Solitons, oscillitons, and stationary waves in a cold p − α plasma

Abstract

We investigate the structure of nonlinear stationary waves propagating transverse and obliquely to the magnetic field in a cold plasma consisting of two ion populations, protons and alpha particles. By using the constants of motion which follow from the multifluid equations, the system may be described by a single first‐order differential equation for the transverse case and four coupled first‐order differential equations in the case of oblique propagation. In the transverse case solitons exist if the wave speed lies between the Alfven speed, based on the total mass density, and the Alfven speed modified by the density and charge ratios.
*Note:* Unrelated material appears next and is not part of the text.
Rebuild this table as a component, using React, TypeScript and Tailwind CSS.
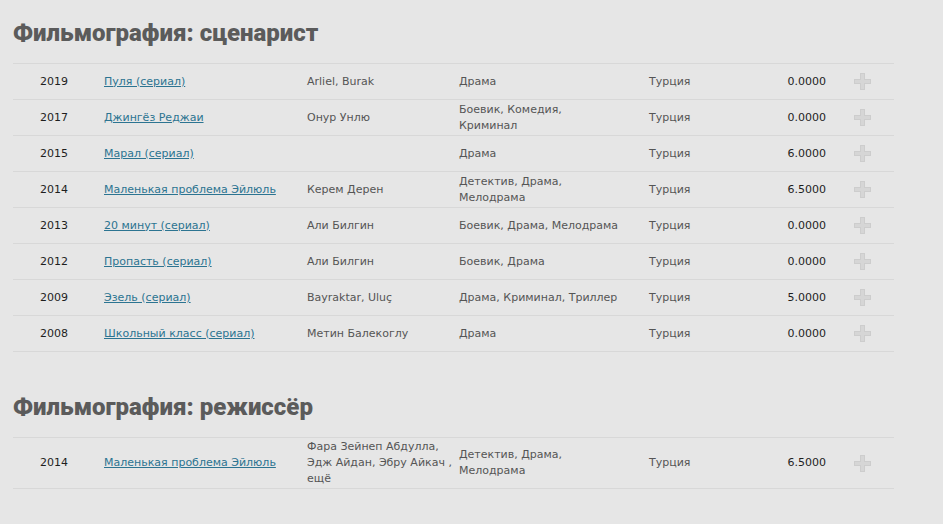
const writerRows = [
  { year: "2019", title: "Пуля (сериал)", people: ["Arliel, Burak"], genre: ["Драма"], country: "Турция", rating: "0.0000" },
  { year: "2017", title: "Джингёз Реджаи", people: ["Онур Унлю"], genre: ["Боевик, Комедия,", "Криминал"], country: "Турция", rating: "0.0000" },
  { year: "2015", title: "Марал (сериал)", people: [], genre: ["Драма"], country: "Турция", rating: "6.0000" },
  { year: "2014", title: "Маленькая проблема Эйлюль", people: ["Керем Дерен"], genre: ["Детектив, Драма,", "Мелодрама"], country: "Турция", rating: "6.5000" },
  { year: "2013", title: "20 минут (сериал)", people: ["Али Билгин"], genre: ["Боевик, Драма, Мелодрама"], country: "Турция", rating: "0.0000" },
  { year: "2012", title: "Пропасть (сериал)", people: ["Али Билгин"], genre: ["Боевик, Драма"], country: "Турция", rating: "0.0000" },
  { year: "2009", title: "Эзель (сериал)", people: ["Bayraktar, Uluç"], genre: ["Драма, Криминал, Триллер"], country: "Турция", rating: "5.0000" },
  { year: "2008", title: "Школьный класс (сериал)", people: ["Метин Балекоглу"], genre: ["Драма"], country: "Турция", rating: "0.0000" },
];

const directorRows = [
  {
    year: "2014",
    title: "Маленькая проблема Эйлюль",
    people: ["Фара Зейнеп Абдулла,", "Эдж Айдан, Эбру Айкач ,", "ещё"],
    genre: ["Детектив, Драма,", "Мелодрама"],
    country: "Турция",
    rating: "6.5000",
  },
];

type Row = (typeof writerRows)[number];

const PlusIcon = () => (
  <svg width="17" height="17" viewBox="0 0 17 17">
    <path d="M6 0h5v6h6v5h-6v6H6v-6H0V6h6z" fill="#cdcdcd" />
    <path d="M7 1h3v6h6v3h-6v6H7v-6H1V7h6z" fill="#d6d6d6" />
  </svg>
);

const FilmTable = ({ rows }: { rows: Row[] }) => (
  <div className="w-[881px] border-t border-[#d8d8d8]">
    {rows.map((r, i) => (
      <div
        key={i}
        className="grid grid-cols-[91px_203px_152px_190px_100px_77px_1fr] items-center min-h-[36px] py-[1px] border-b border-[#d8d8d8] text-[11px] leading-[16px]"
      >
        <div className="pl-[27px] text-[#1e1e1e]">{r.year}</div>
        <div>
          <a href="#" className="text-[#2c7491] underline">{r.title}</a>
        </div>
        <div className="text-[#555]">
          {r.people.map((p) => (
            <div key={p}>{p}</div>
          ))}
        </div>
        <div className="text-[#555]">
          {r.genre.map((g) => (
            <div key={g}>{g}</div>
          ))}
        </div>
        <div className="text-[#555]">{r.country}</div>
        <div className="text-right text-[#1e1e1e]">{r.rating}</div>
        <div className="pl-[28px] flex items-center">
          <PlusIcon />
        </div>
      </div>
    ))}
  </div>
);

export default function App() {
  return (
    <div className="min-h-[524px] w-full bg-[#e6e6e6] pl-[13px] pt-[19px] font-['DejaVu_Sans',sans-serif]">
      <h2 className="font-['Roboto',sans-serif] font-black text-[24px] leading-[28px] text-[#5b5b5b] mb-[16px]">
        Фильмография: сценарист
      </h2>
      <FilmTable rows={writerRows} />
      <h2 className="font-['Roboto',sans-serif] font-black text-[24px] leading-[28px] text-[#5b5b5b] mt-[41px] mb-[16px]">
        Фильмография: режиссёр
      </h2>
      <FilmTable rows={directorRows} />
    </div>
  );
}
At speeds in excess of this latter velocity, periodic solutions exist in which protons and alphas gyrate around each other. An analog of Rankine‐Hugoniot type relations for the amplitude of the solitons and periodic waves is found for structures propagating transverse to the magnetic field. In the case of an oblique stationary wave it is shown that the tip of the proton (alpha ion) flow velocity vector moves on the surface of a sphere whose radius is determined only by the obliquity and the wave speed. Soliton solutions representing both compressions and rarefactions in the ion fluids exist in specific windows in the “Alfven Mach number‐obliquity” space. In other windows, solutions characterized by both oscillating and soliton properties (“oscillitons”) exist. Critical Mach numbers and critical propagation angles limit the size of the windows in which smooth solitons can be constructed.